▶ _REQUIRED WORK_
All of the material should be reproduced exactly, with pictures left out.

▶ _DATA SEGMENT_
>>>>
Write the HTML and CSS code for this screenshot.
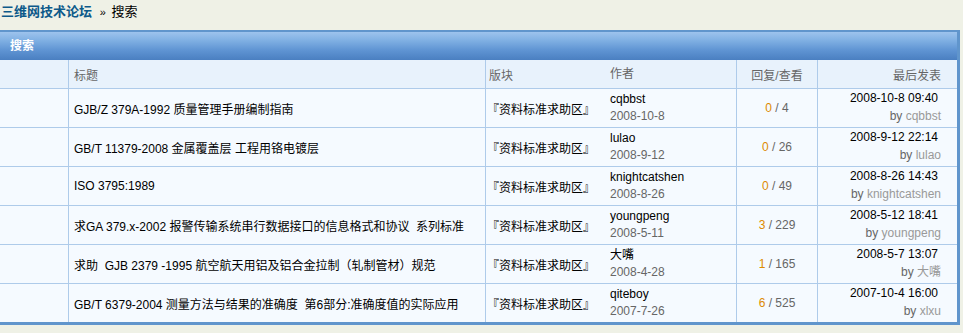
FILE: index.html
```html
<!DOCTYPE html>
<html>
<head>
  <meta charset="utf-8">
  <title>搜索 - 三维网技术论坛</title>
  <link rel="stylesheet" href="styles.css">
</head>
<body>

  <div class="nav">
    <a href="#">三维网技术论坛</a> <span class="sep">&raquo;</span> 搜索
  </div>

  <div class="mainbox">
    <h3>搜索</h3>
    <table>
      <thead>
        <tr>
          <td class="icon">&nbsp;</td>
          <td class="subject">标题</td>
          <td class="forum">版块</td>
          <td class="author">作者</td>
          <td class="nums">回复/查看</td>
          <td class="lastpost">最后发表</td>
        </tr>
      </thead>
      <tbody>
        <tr>
          <td class="icon">&nbsp;</td>
          <td class="subject">GJB/Z 379A-1992 质量管理手册编制指南</td>
          <td class="forum">『资料标准求助区』</td>
          <td class="author">cqbbst<em>2008-10-8</em></td>
          <td class="nums"><strong>0</strong> / 4</td>
          <td class="lastpost"><span class="time">2008-10-8 09:40</span><cite>by <a href="#">cqbbst</a></cite></td>
        </tr>
        <tr>
          <td class="icon">&nbsp;</td>
          <td class="subject">GB/T 11379-2008 金属覆盖层 工程用铬电镀层</td>
          <td class="forum">『资料标准求助区』</td>
          <td class="author">lulao<em>2008-9-12</em></td>
          <td class="nums"><strong>0</strong> / 26</td>
          <td class="lastpost"><span class="time">2008-9-12 22:14</span><cite>by <a href="#">lulao</a></cite></td>
        </tr>
        <tr>
          <td class="icon">&nbsp;</td>
          <td class="subject">ISO 3795:1989</td>
          <td class="forum">『资料标准求助区』</td>
          <td class="author">knightcatshen<em>2008-8-26</em></td>
          <td class="nums"><strong>0</strong> / 49</td>
          <td class="lastpost"><span class="time">2008-8-26 14:43</span><cite>by <a href="#">knightcatshen</a></cite></td>
        </tr>
        <tr>
          <td class="icon">&nbsp;</td>
          <td class="subject">求GA 379.x-2002 报警传输系统串行数据接口的信息格式和协议&nbsp; 系列标准</td>
          <td class="forum">『资料标准求助区』</td>
          <td class="author">youngpeng<em>2008-5-11</em></td>
          <td class="nums"><strong>3</strong> / 229</td>
          <td class="lastpost"><span class="time">2008-5-12 18:41</span><cite>by <a href="#">youngpeng</a></cite></td>
        </tr>
        <tr>
          <td class="icon">&nbsp;</td>
          <td class="subject">求助&nbsp; GJB 2379 -1995 航空航天用铝及铝合金拉制（轧制管材）规范</td>
          <td class="forum">『资料标准求助区』</td>
          <td class="author">大嘴<em>2008-4-28</em></td>
          <td class="nums"><strong>1</strong> / 165</td>
          <td class="lastpost"><span class="time">2008-5-7 13:07</span><cite>by <a href="#">大嘴</a></cite></td>
        </tr>
        <tr>
          <td class="icon">&nbsp;</td>
          <td class="subject">GB/T 6379-2004 测量方法与结果的准确度&nbsp; 第6部分:准确度值的实际应用</td>
          <td class="forum">『资料标准求助区』</td>
          <td class="author">qiteboy<em>2007-7-26</em></td>
          <td class="nums"><strong>6</strong> / 525</td>
          <td class="lastpost"><span class="time">2007-10-4 16:00</span><cite>by <a href="#">xlxu</a></cite></td>
        </tr>
      </tbody>
    </table>
  </div>

</body>
</html>
```

FILE: styles.css
```css
body {
  margin: 0;
  background: #eff1e6;
  font-family: "Liberation Sans", Arial, "Noto Sans CJK SC", sans-serif;
  font-size: 12px;
  color: #000;
}
a {
  text-decoration: none;
}
.nav {
  height: 24px;
  line-height: 24px;
  padding: 0 0 6px 1px;
  font-size: 13px;
}
.nav a {
  color: #0d5a8a;
  font-weight: bold;
}
.nav .sep {
  font-size: 11px;
  margin: 0 2px 0 4px;
}
.mainbox {
  width: 957px;
  border: 3px solid #6095cc;
  border-top-width: 2px;
  border-left: none;
  background: #f5faff;
}
.mainbox h3 {
  margin: 0;
  height: 28px;
  line-height: 28px;
  padding-left: 10px;
  font-size: 12px;
  color: #fff;
  background: linear-gradient(#9dc3ed, #80b0e3 30%, #5f94d3 65%, #4a7fc1);
}
table {
  width: 100%;
  border-collapse: collapse;
  table-layout: fixed;
}
td {
  padding: 0;
  vertical-align: middle;
  border-top: 1px solid #aecbea;
}
thead td {
  height: 27px;
  padding-top: 1px;
  background: #e8f2fc;
  color: #666;
  border-top: none;
}
tbody td {
  height: 38px;
}
td.icon {
  width: 68px;
  border-right: 1px solid #aecbea;
}
td.subject {
  width: 411px;
  padding-left: 5px;
  white-space: nowrap;
  border-right: 1px solid #aecbea;
}
td.forum {
  width: 121px;
  padding-left: 1px;
}
thead td.forum {
  padding-left: 3px;
  width: 119px;
}
td.author {
  width: 126px;
  padding-left: 2px;
  line-height: 17px;
  border-right: 1px solid #aecbea;
}
td.author em {
  display: block;
  font-style: normal;
  color: #666;
}
td.nums {
  width: 80px;
  text-align: center;
  color: #666;
  border-right: 1px solid #aecbea;
}
td.nums strong {
  font-weight: normal;
  color: #dd8a00;
}
td.lastpost {
  text-align: right;
  padding-right: 16px;
}
td.lastpost .time {
  display: block;
  line-height: 17px;
  padding-right: 3px;
}
td.lastpost cite {
  display: block;
  font-style: normal;
  line-height: 19px;
  color: #666;
}
td.lastpost cite a {
  color: #999;
}
```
<<<<
▶ _EXERCISE ANSWER_
Write the HTML and CSS code for this screenshot.
FILE: index.html
```html
<!DOCTYPE html>
<html>
<head>
  <meta charset="utf-8">
  <title>搜索 - 三维网技术论坛</title>
  <link rel="stylesheet" href="styles.css">
</head>
<body>

  <div class="nav">
    <a href="#">三维网技术论坛</a> <span class="sep">&raquo;</span> 搜索
  </div>

  <div class="mainbox">
    <h3>搜索</h3>
    <table>
      <thead>
        <tr>
          <td class="icon">&nbsp;</td>
          <td class="subject">标题</td>
          <td class="forum">版块</td>
          <td class="author">作者</td>
          <td class="nums">回复/查看</td>
          <td class="lastpost">最后发表</td>
        </tr>
      </thead>
      <tbody>
        <tr>
          <td class="icon">&nbsp;</td>
          <td class="subject">GJB/Z 379A-1992 质量管理手册编制指南</td>
          <td class="forum">『资料标准求助区』</td>
          <td class="author">cqbbst<em>2008-10-8</em></td>
          <td class="nums"><strong>0</strong> / 4</td>
          <td class="lastpost"><span class="time">2008-10-8 09:40</span><cite>by <a href="#">cqbbst</a></cite></td>
        </tr>
        <tr>
          <td class="icon">&nbsp;</td>
          <td class="subject">GB/T 11379-2008 金属覆盖层 工程用铬电镀层</td>
          <td class="forum">『资料标准求助区』</td>
          <td class="author">lulao<em>2008-9-12</em></td>
          <td class="nums"><strong>0</strong> / 26</td>
          <td class="lastpost"><span class="time">2008-9-12 22:14</span><cite>by <a href="#">lulao</a></cite></td>
        </tr>
        <tr>
          <td class="icon">&nbsp;</td>
          <td class="subject">ISO 3795:1989</td>
          <td class="forum">『资料标准求助区』</td>
          <td class="author">knightcatshen<em>2008-8-26</em></td>
          <td class="nums"><strong>0</strong> / 49</td>
          <td class="lastpost"><span class="time">2008-8-26 14:43</span><cite>by <a href="#">knightcatshen</a></cite></td>
        </tr>
        <tr>
          <td class="icon">&nbsp;</td>
          <td class="subject">求GA 379.x-2002 报警传输系统串行数据接口的信息格式和协议&nbsp; 系列标准</td>
          <td class="forum">『资料标准求助区』</td>
          <td class="author">youngpeng<em>2008-5-11</em></td>
          <td class="nums"><strong>3</strong> / 229</td>
          <td class="lastpost"><span class="time">2008-5-12 18:41</span><cite>by <a href="#">youngpeng</a></cite></td>
        </tr>
        <tr>
          <td class="icon">&nbsp;</td>
          <td class="subject">求助&nbsp; GJB 2379 -1995 航空航天用铝及铝合金拉制（轧制管材）规范</td>
          <td class="forum">『资料标准求助区』</td>
          <td class="author">大嘴<em>2008-4-28</em></td>
          <td class="nums"><strong>1</strong> / 165</td>
          <td class="lastpost"><span class="time">2008-5-7 13:07</span><cite>by <a href="#">大嘴</a></cite></td>
        </tr>
        <tr>
          <td class="icon">&nbsp;</td>
          <td class="subject">GB/T 6379-2004 测量方法与结果的准确度&nbsp; 第6部分:准确度值的实际应用</td>
          <td class="forum">『资料标准求助区』</td>
          <td class="author">qiteboy<em>2007-7-26</em></td>
          <td class="nums"><strong>6</strong> / 525</td>
          <td class="lastpost"><span class="time">2007-10-4 16:00</span><cite>by <a href="#">xlxu</a></cite></td>
        </tr>
      </tbody>
    </table>
  </div>

</body>
</html>
```

FILE: styles.css
```css
body {
  margin: 0;
  background: #eff1e6;
  font-family: "Liberation Sans", Arial, "Noto Sans CJK SC", sans-serif;
  font-size: 12px;
  color: #000;
}
a {
  text-decoration: none;
}
.nav {
  height: 24px;
  line-height: 24px;
  padding: 0 0 6px 1px;
  font-size: 13px;
}
.nav a {
  color: #0d5a8a;
  font-weight: bold;
}
.nav .sep {
  font-size: 11px;
  margin: 0 2px 0 4px;
}
.mainbox {
  width: 957px;
  border: 3px solid #6095cc;
  border-top-width: 2px;
  border-left: none;
  background: #f5faff;
}
.mainbox h3 {
  margin: 0;
  height: 28px;
  line-height: 28px;
  padding-left: 10px;
  font-size: 12px;
  color: #fff;
  background: linear-gradient(#9dc3ed, #80b0e3 30%, #5f94d3 65%, #4a7fc1);
}
table {
  width: 100%;
  border-collapse: collapse;
  table-layout: fixed;
}
td {
  padding: 0;
  vertical-align: middle;
  border-top: 1px solid #aecbea;
}
thead td {
  height: 27px;
  padding-top: 1px;
  background: #e8f2fc;
  color: #666;
  border-top: none;
}
tbody td {
  height: 38px;
}
td.icon {
  width: 68px;
  border-right: 1px solid #aecbea;
}
td.subject {
  width: 411px;
  padding-left: 5px;
  white-space: nowrap;
  border-right: 1px solid #aecbea;
}
td.forum {
  width: 121px;
  padding-left: 1px;
}
thead td.forum {
  padding-left: 3px;
  width: 119px;
}
td.author {
  width: 126px;
  padding-left: 2px;
  line-height: 17px;
  border-right: 1px solid #aecbea;
}
td.author em {
  display: block;
  font-style: normal;
  color: #666;
}
td.nums {
  width: 80px;
  text-align: center;
  color: #666;
  border-right: 1px solid #aecbea;
}
td.nums strong {
  font-weight: normal;
  color: #dd8a00;
}
td.lastpost {
  text-align: right;
  padding-right: 16px;
}
td.lastpost .time {
  display: block;
  line-height: 17px;
  padding-right: 3px;
}
td.lastpost cite {
  display: block;
  font-style: normal;
  line-height: 19px;
  color: #666;
}
td.lastpost cite a {
  color: #999;
}
```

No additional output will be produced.